«Ancora oggi non so cosa dicessero quelle due donne che cantavano e, a dire la verità, non lo voglio sapere. Ci sono cose che non devono essere spiegate. Mi piace pensare che l'argomento fosse una cosa così bella da non poter essere espressa con parole semplici. Quelle voci si libravano nell'aria ad un’altezza che nessuno di noi aveva mai osato sognare.
Era come se un uccello meraviglioso fosse volato via dalla grande gabbia in cui eravamo, facendola dissolvere nell'aria e, per un brevissimo istante, tutti gli uomini di quella prigione si sentirono liberi» dice Morgan Freeman nel film «Le ali della libertà», perché cantare, lo sappiamo, libera.

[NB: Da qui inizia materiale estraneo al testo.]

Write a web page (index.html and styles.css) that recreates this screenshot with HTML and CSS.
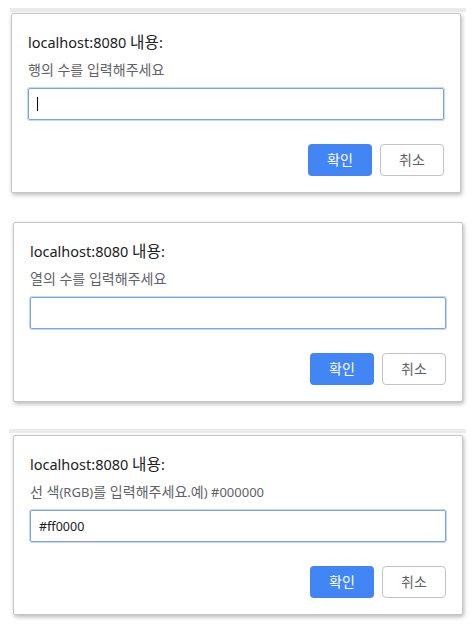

Non l’abbiamo vissuta in tanti quell’euforia che ci riempiva quando, attorno a un falò o a una fontana, si cantava?
Qualcuno con la chitarra che intonava i pezzi classici di Battisti e compagni c’era sempre e giù tutti a seguirlo, stonati e intonati, incuranti di cosa pensasse il mondo, accomunati dalla medesima leggerezza e, soprattutto, non più divisi ma riassunti in una voce sola: la voce della gioia. 
Io usavo il canto come antidoto contro il mal d’auto o di mare. Un giorno sul traghetto cantavo ad alta voce e si è in breve formato un coro spontaneo perché, ammettiamolo, se non siamo stoccafissi, il canto ci contagia.